A. Foreign Exchange Bonds:
“Float special foreign exchange bonds targeted at resident and non-resident Ghanaians who have foreign exchange. It should woo the diasporan community seriously to invest back home by investing in these bonds, instead of the usual Moneygram and Western Union remittances, which declined last year. Competitive coupon redemption rates ex market inflation and net transfer costs should be offered for these bonds. And, like done for the Eurobond, these bonds must be exclusively utilised for clearly scoped out infrastructure projects which can generate enough returns to pay off the maturing debt obligations.”
B. Pre-export Finance:
“Year in year out there are export orders with exporters that cannot be filled largely because of lack of pre-export finance. A considerable amount of export revenue can be earned if these exports could be made. To address this problem, the BoG and the government should encourage and support banks, the Export Development and Agricultural Investment Fund (EDAIF), the Ghana Export Promotion Authority (GEPA), and Export Finance Company (EFC) to provide pre-export finance, and to do so on time, in line with the export schedule in the export contracts.”
C. Forward Foreign Exchange Trading:
“Encourage the development of a forward foreign exchange market as recommended by the 1996 study.
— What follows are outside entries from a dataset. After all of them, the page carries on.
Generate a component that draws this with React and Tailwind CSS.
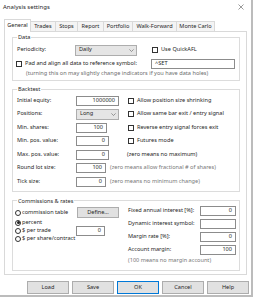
import React from "react";

// Tiny Windows-style dialog: "Analysis settings"

function Check({ label, className = "" }) {
  return (
    <div className={`flex items-center gap-[3px] ${className}`}>
      <span className="w-[6px] h-[6px] border border-[#333] bg-white shrink-0" />
      <span className="whitespace-nowrap">{label}</span>
    </div>
  );
}

function Radio({ label, on = false }) {
  return (
    <div className="flex items-center gap-[1px]">
      <span className="w-[6px] h-[6px] rounded-full border border-[#333] bg-white flex items-center justify-center shrink-0">
        {on && <span className="w-[3px] h-[3px] rounded-full bg-[#222]" />}
      </span>
      <span className="whitespace-nowrap">{label}</span>
    </div>
  );
}

function Field({ w, value = "", left = false }) {
  return (
    <div
      className={`${w} h-[10px] border border-[#8c8c8c] bg-white flex items-center shrink-0 ${
        left ? "justify-start pl-[3px]" : "justify-end pr-[3px]"
      }`}
    >
      {value}
    </div>
  );
}

function Select({ w, value }) {
  return (
    <div className={`${w} h-[11px] border border-[#adadad] bg-[#e5e5e5] flex items-center justify-between pl-[3px] pr-[2px] shrink-0`}>
      <span>{value}</span>
      <svg width="5" height="3" viewBox="0 0 5 3">
        <path d="M0.4 0.4 L2.5 2.5 L4.6 0.4" fill="none" stroke="#606060" strokeWidth="0.6" />
      </svg>
    </div>
  );
}

function Btn({ children, primary = false }) {
  return (
    <div
      className={`w-[42px] h-[13px] bg-[#e1e1e1] flex items-center justify-center ${
        primary ? "border-[1.5px] border-[#0078d7]" : "border border-[#adadad]"
      }`}
    >
      {children}
    </div>
  );
}

const TABS = [
  { name: "General", w: "w-[27px]" },
  { name: "Trades", w: "w-[25px]" },
  { name: "Stops", w: "w-[22px]" },
  { name: "Report", w: "w-[26px]" },
  { name: "Portfolio", w: "w-[29px]" },
  { name: "Walk-Forward", w: "w-[44px]" },
  { name: "Monte Carlo", w: "w-[38px]" },
];

export default function App() {
  return (
    <div className="w-[256px] h-[300px] bg-white overflow-hidden font-['Noto_Sans','Open_Sans',sans-serif] text-[5.6px] leading-none text-[#262626]">
      <div className="w-[253px] h-[297px] bg-white border-r-2 border-b-2 border-[#bcbcbc] flex flex-col">
        {/* title bar */}
        <div className="h-[19px] flex items-start justify-between pl-[3px] pr-[7px] pt-[3px] shrink-0">
          <span className="text-[6px] leading-[8px]">Analysis settings</span>
          <svg width="6" height="6" viewBox="0 0 6 6" className="mt-[1px]">
            <path d="M0.5 0.5 L5.5 5.5 M5.5 0.5 L0.5 5.5" stroke="#555" strokeWidth="0.6" />
          </svg>
        </div>

        {/* tabs */}
        <div className="h-[12px] flex items-end pl-[4px] relative z-10 shrink-0">
          {TABS.map((t, i) =>
            i === 0 ? (
              <div
                key={t.name}
                className={`${t.w} h-[13px] -mb-[1px] bg-white border border-b-0 border-[#d9d9d9] flex items-center justify-center`}
              >
                {t.name}
              </div>
            ) : (
              <div
                key={t.name}
                className={`${t.w} h-[10px] bg-[#f4f4f4] border-t border-r border-[#d9d9d9] flex items-center justify-center whitespace-nowrap`}
              >
                {t.name}
              </div>
            )
          )}
        </div>

        {/* panel */}
        <div className="ml-[4px] w-[243px] h-[244px] border border-[#d9d9d9] bg-white pl-[7px] pr-[6px] pt-[1px] shrink-0">
          {/* Data */}
          <fieldset className="border border-[#dcdcdc] px-0">
            <legend className="ml-[4px] px-[1px] h-[8px] leading-[8px]">Data</legend>
            <div className="pt-[3px] pb-[2px]">
              <div className="h-[12px] flex items-center pl-[4px]">
                <span className="w-[58px] shrink-0">Periodicity:</span>
                <Select w="w-[62px]" value="Daily" />
                <Check label="Use QuickAFL" className="ml-[15px]" />
              </div>
              <div className="h-[12px] mt-[2px] flex items-center pl-[3px] pr-[4px]">
                <Check label="Pad and align all data to reference symbol:" className="flex-1" />
                <Field w="w-[84px]" value="^SET" left />
              </div>
              <div className="h-[8px] flex items-center pl-[13px] text-[#6e6e6e]">
                (turning this on may slightly change indicators if you have data holes)
              </div>
            </div>
          </fieldset>

          {/* Backtest */}
          <fieldset className="border border-[#dcdcdc] px-0 mt-[4px]">
            <legend className="ml-[4px] px-[1px] h-[8px] leading-[8px]">Backtest</legend>
            <div className="pt-[1px] pb-[2px]">
              <div className="h-[13.5px] flex items-center pl-[4px]">
                <span className="w-[59px] shrink-0">Initial equity:</span>
                <div className="w-[52px] shrink-0"><Field w="w-[43px]" value="1000000" /></div>
                <Check label="Allow position size shrinking" />
              </div>
              <div className="h-[13.5px] flex items-center pl-[4px]">
                <span className="w-[59px] shrink-0">Positions:</span>
                <div className="w-[52px] shrink-0"><Select w="w-[43px]" value="Long" /></div>
                <Check label="Allow same bar exit / entry signal" />
              </div>
              <div className="h-[13.5px] flex items-center pl-[4px]">
                <span className="w-[59px] shrink-0">Min. shares:</span>
                <div className="w-[52px] shrink-0"><Field w="w-[31px]" value="100" /></div>
                <Check label="Reverse entry signal forces exit" />
              </div>
              <div className="h-[13.5px] flex items-center pl-[4px]">
                <span className="w-[59px] shrink-0">Min. pos. value:</span>
                <div className="w-[52px] shrink-0"><Field w="w-[33px]" value="0" /></div>
                <Check label="Futures mode" />
              </div>
              <div className="h-[13.5px] flex items-center pl-[4px]">
                <span className="w-[59px] shrink-0">Max. pos. value:</span>
                <div className="w-[51px] shrink-0"><Field w="w-[33px]" value="0" /></div>
                <span className="text-[#222]">(zero means no maximum)</span>
              </div>
              <div className="h-[13.5px] flex items-center pl-[4px]">
                <span className="w-[59px] shrink-0">Round lot size:</span>
                <Field w="w-[30px]" value="100" />
                <span className="ml-[4px] text-[#777] whitespace-nowrap">(zero means allow fractional # of shares)</span>
              </div>
              <div className="h-[13.5px] flex items-center pl-[4px]">
                <span className="w-[59px] shrink-0">Tick size:</span>
                <Field w="w-[30px]" value="0" />
                <span className="ml-[4px] text-[#777] whitespace-nowrap">(zero means no minimum change)</span>
              </div>
            </div>
          </fieldset>

          {/* Commissions & rates */}
          <fieldset className="border border-[#dcdcdc] px-0 mt-[5px]">
            <legend className="ml-[4px] px-[1px] h-[8px] leading-[8px]">Commissions &amp; rates</legend>
            <div className="flex pb-[4px]">
              <div className="w-[115px] shrink-0 pl-[2px] pt-[2px]">
                <div className="h-[12px] flex items-center">
                  <div className="w-[62px] shrink-0"><Radio label="commission table" /></div>
                  <div className="w-[42px] h-[11px] bg-[#e1e1e1] border border-[#adadad] flex items-center justify-center">
                    Define...
                  </div>
                </div>
                <div className="h-[8px] flex items-center"><Radio label="percent" on /></div>
                <div className="h-[8px] flex items-center">
                  <div className="w-[61px] shrink-0"><Radio label="$ per trade" /></div>
                  <Field w="w-[29px]" value="0" />
                </div>
                <div className="h-[8px] flex items-center"><Radio label="$ per share/contract" /></div>
              </div>
              <div className="flex-1 pr-[3px]">
                <div className="h-[13px] flex items-center">
                  <span className="flex-1">Fixed annual interest [%]:</span>
                  <Field w="w-[36px]" value="0" />
                </div>
                <div className="h-[13px] flex items-center">
                  <span className="flex-1">Dynamic interest symbol:</span>
                  <Field w="w-[36px]" />
                </div>
                <div className="h-[13px] flex items-center">
                  <span className="flex-1">Margin rate [%]:</span>
                  <Field w="w-[36px]" value="0" />
                </div>
                <div className="h-[13px] flex items-center">
                  <span className="flex-1">Account margin:</span>
                  <Field w="w-[36px]" value="100" />
                </div>
                <div className="h-[9px] flex items-center text-[#777]">(100 means no margin account)</div>
              </div>
            </div>
          </fieldset>
        </div>

        {/* buttons */}
        <div className="flex pt-[6px] pl-[27px] gap-[3px]">
          <Btn>Load</Btn>
          <Btn>Save</Btn>
          <Btn primary>OK</Btn>
          <Btn>Cancel</Btn>
          <Btn>Help</Btn>
        </div>
      </div>
    </div>
  );
}
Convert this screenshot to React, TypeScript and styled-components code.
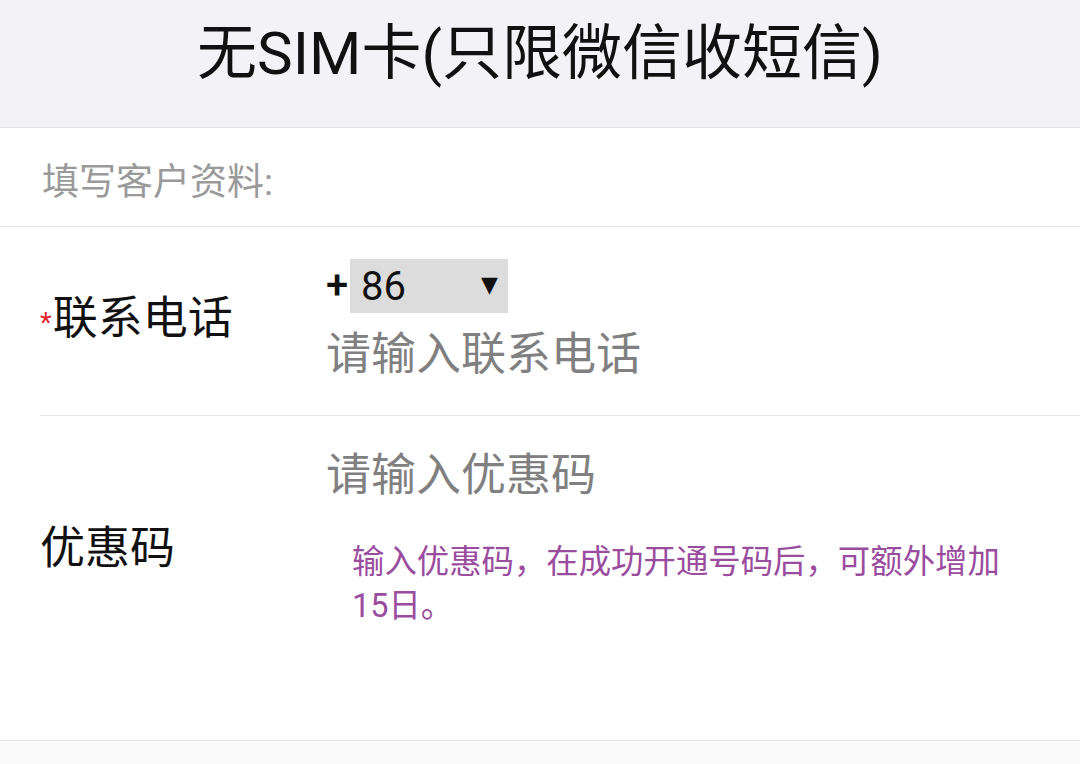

SCB and other banks started trading forward after the study. The issues and problems that subsequently made the banks suspend forward trading should be addressed so that forward trading can recommence, as it could become one of the major ways of minimising Cedi depreciation. Forward trading allows major sellers (exporters) and buyers (importers) of foreign exchange to plan their sales and purchases forward, consequently reducing spot demand, the major cause of depreciation (and appreciation).”
The BoG must also take the GGDP’s four bold steps recommended to “encourage use of the banking system.”
Third, in the medium to long term, to ensure long-term strength of the Cedi, the government must implement the twin strategies of export-led growth and import-substitution.